The team tried a few other preparations that afternoon. Hollingsworth fashioned a light truffle hollandaise, transferred it to an ISI gun, and attempted a version of the smoke garnish with leek puree, a stewed beef cheek cube, and pickled pearl onion. They added smoke with The Smoking Gun, an electric pipe manufactured by PolyScience featuring a carburetor that one lit, and a button that forced the smoke through a long tube.

They covered the bowl for a few minutes, then removed the lid and
tasted: the smoke wasn't especially prevalent, so nothing really pulled together the flavors of the beef cheeks and the sweet vegetables, and the puree was too loose.

But Hollingsworth wasn't really focused on the smoke glass. He couldn't get his mind off the pommes dauphinoise. He unwrapped the carrot and topped the potato cylinder with a turned carrot and a pickled pearl-onion layer.

Hollingsworth rested his hands on the table, a pose he lapses into when he's frustrated, when his thinking isn't clear. He couldn't quite put his finger on what was wrong, but he felt adrift, unsure of himself and his decisions.

Guest left him alone and started scrubbing the pans in the sink.

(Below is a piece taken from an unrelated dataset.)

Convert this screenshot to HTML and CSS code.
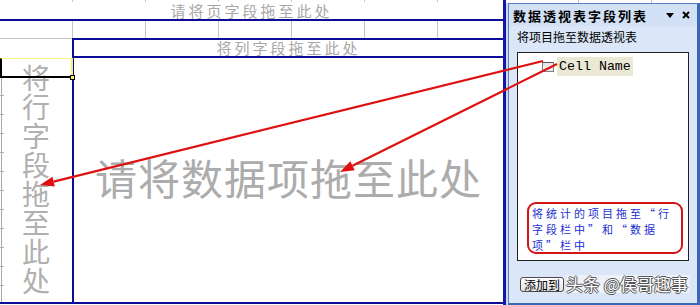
FILE: index.html
```html
<!DOCTYPE html>
<html lang="zh">
<head>
<meta charset="utf-8">
<link rel="stylesheet" href="styles.css">
</head>
<body>
<div class="screen">
  <div class="sheet">
    <div class="page-drop">请将页字段拖至此处</div>
    <div class="gap-row"></div>
    <div class="col-row">
      <div class="col-left"></div>
      <div class="col-drop">将列字段拖至此处</div>
    </div>
    <div class="body-row">
      <div class="row-drop">
        <div class="sel-cell"><span class="fill-handle"></span></div>
        <div class="row-text">将行字段拖至此处</div>
      </div>
      <div class="data-drop">请将数据项拖至此处</div>
    </div>
  </div>
  <div class="panel">
    <div class="panel-box">
      <div class="panel-title">
        <span class="title-text">数据透视表字段列表</span>
        <span class="title-icons">
          <svg width="10" height="8" viewBox="0 0 10 8"><polygon points="1,2 9,2 5,7" fill="#000"/></svg>
          <svg width="10" height="10" viewBox="0 0 10 10"><path d="M2 2 L8 8 M8 2 L2 8" stroke="#000" stroke-width="2"/></svg>
        </span>
      </div>
      <div class="panel-sub">将项目拖至数据透视表</div>
      <div class="field-list">
        <div class="field-item">
          <span class="check"></span>
          <span class="field-name">Cell Name</span>
        </div>
        <div class="note">将统计的项目拖至“行<br>字段栏中”和“数据<br>项”栏中</div>
      </div>
      <div class="panel-bottom">
        <span class="add-btn">添加到</span>
        <span class="area-box"><span class="watermark">头条 @侯哥趣事</span></span>
      </div>
    </div>
  </div>
  <svg class="arrows" width="700" height="305" viewBox="0 0 700 305">
    <line x1="543" y1="61" x2="53.6" y2="181.6" stroke="#e01010" stroke-width="2.2"/>
    <polygon points="40,185 54.8,186.5 52.4,176.8" fill="#e01010"/>
    <line x1="557" y1="64" x2="352.5" y2="165.8" stroke="#e01010" stroke-width="2.2"/>
    <polygon points="340,172 354.7,170.2 350.3,161.3" fill="#e01010"/>
  </svg>
</div>
</body>
</html>
```

FILE: styles.css
```css
* { box-sizing: border-box; }
html, body { margin: 0; padding: 0; background: #fff; }
body { width: 700px; height: 305px; overflow: hidden; font-family: "Noto Sans CJK SC", "Liberation Sans", sans-serif; }

.screen { position: relative; display: flex; width: 700px; height: 305px; }

.sheet {
  width: 506px;
  height: 305px;
  display: flex;
  flex-direction: column;
  border-right: 3px solid #1616a6;
  background: #fff;
}

.page-drop {
  height: 21px;
  padding-top: 3px;
  border-bottom: 2px solid #0c0c96;
  text-align: center;
  font-size: 15px;
  line-height: 16px;
  color: #a8a8a8;
  letter-spacing: 3px;
  background: linear-gradient(#fff, #fff) 0 2px / 100% 100% no-repeat,
              repeating-linear-gradient(to right, transparent 0 72px, #c4c4c4 72px 73px);
}

.gap-row {
  height: 17px;
  background: repeating-linear-gradient(to right, transparent 0 72px, #c4c4c4 72px 73px);
}

.col-row { display: flex; height: 20px; }
.col-left { width: 72px; border-top: 1px solid #c4c4c4; }
.col-drop {
  flex: 1;
  border: 2px solid #0c0c96;
  border-right: none;
  text-align: center;
  font-size: 15px;
  line-height: 16px;
  color: #a8a8a8;
  letter-spacing: 3px;
}

.body-row {
  display: flex;
  height: 246px;
  border-bottom: 2px solid #0c0c96;
}

.row-drop {
  position: relative;
  width: 72px;
  background:
    linear-gradient(#a8a8a8, #a8a8a8) 1px 0 / 1px 100% no-repeat,
    repeating-linear-gradient(to bottom, transparent 0 18px, #b4b4b4 18px 19px) 0 0 / 4px 100% no-repeat;
}
.sel-cell {
  position: absolute;
  left: 0;
  top: 0;
  width: 73px;
  height: 20px;
  border: 2px solid #000;
  border-top: 1px solid #f6f67a;
  border-right: 2px solid #f2f262;
  background: transparent;
  z-index: 2;
}
.fill-handle {
  position: absolute;
  right: -4px;
  bottom: -4px;
  width: 5px;
  height: 5px;
  background: #f2f262;
  border: 1px solid #000;
}
.row-text {
  writing-mode: vertical-rl;
  font-size: 28px;
  line-height: 28px;
  letter-spacing: 1px;
  color: #b0b0b0;
  margin: 6px 0 0 22px;
}

.data-drop {
  flex: 1;
  border-left: 2px solid #0c0c96;
  display: flex;
  align-items: center;
  justify-content: center;
  font-size: 42px;
  color: #acacac;
  letter-spacing: 1px;
  padding-bottom: 8px;
}

.panel {
  width: 194px;
  padding-top: 3px;
  background: repeating-linear-gradient(to right, transparent 0 72px, #c4c4c4 72px 73px);
}
.panel-box {
  margin-left: 2px;
  height: 302px;
  background: #dbe7f8;
  border: 1px solid #5b7fc0;
  border-right: 3px solid #3b67b4;
  border-bottom: 2px solid #3b67b4;
  display: flex;
  flex-direction: column;
  box-shadow: -2px 0 0 #c9d9f1;
}
.panel-title {
  height: 22px;
  display: flex;
  align-items: center;
  justify-content: space-between;
  padding: 0 6px 0 4px;
  background: #d2e1f6;
}
.title-text {
  font-size: 13px;
  font-weight: bold;
  letter-spacing: 2px;
  color: #000;
}
.title-icons { display: flex; align-items: center; gap: 6px; }
.title-icons svg { display: block; }

.panel-sub {
  height: 26px;
  padding: 3px 0 0 8px;
  font-size: 12px;
  line-height: 16px;
  color: #000;
}

.field-list {
  margin: 0 8px 0 8px;
  height: 209px;
  background: #fff;
  border: 1px solid #222;
  display: flex;
  flex-direction: column;
  padding: 4px 5px 6px 9px;
}
.field-item { display: flex; align-items: center; margin-left: 15px; height: 19px; }
.check {
  width: 12px;
  height: 10px;
  border: 1px solid #808080;
  border-top-color: #555;
  background: #e9e9e9;
  margin-right: 3px;
}
.field-name {
  font-family: "Liberation Mono", monospace;
  font-size: 13.3px;
  line-height: 19px;
  background: #ebe8d6;
  padding: 0 2px 0 2px;
  color: #000;
}

.note {
  margin-top: auto;
  height: 52px;
  border: 2px solid #d41414;
  border-radius: 9px;
  padding: 1px 0 0 3px;
  font-size: 11px;
  line-height: 16px;
  letter-spacing: 3px;
  color: #1c2fd0;
}

.panel-bottom {
  margin-top: 14px;
  display: flex;
  align-items: center;
  padding-left: 11px;
  height: 18px;
}
.add-btn {
  width: 44px;
  height: 15px;
  border: 1px solid #4a4a4a;
  border-radius: 3px;
  background: linear-gradient(#fff, #e2e2e2);
  font-size: 12px;
  line-height: 13px;
  text-align: center;
  color: #000;
}
.area-box {
  margin-left: 2px;
  height: 18px;
  width: 124px;
  background: #eef2f8;
  display: flex;
  align-items: center;
}
.watermark {
  font-size: 17px;
  line-height: 18px;
  color: #fdfdfd;
  white-space: nowrap;
  text-shadow: 1px 0 0 #555, -1px 0 0 #555, 0 1px 0 #555, 0 -1px 0 #555;
}

.arrows { position: absolute; left: 0; top: 0; pointer-events: none; z-index: 5; }
```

After they cleaned up for the night, Hollingsworth went for a drive to clear his head, then home to Napa. He fulfilled his reporting duties, sending a lengthy e-mail (typed by Laughlin) and several digital photographs of the day's haul to the committee, then he plopped down on the couch and cracked open his sketchpad. He also leafed through those books he'd picked up over Thanksgiving, skimming for inspiration.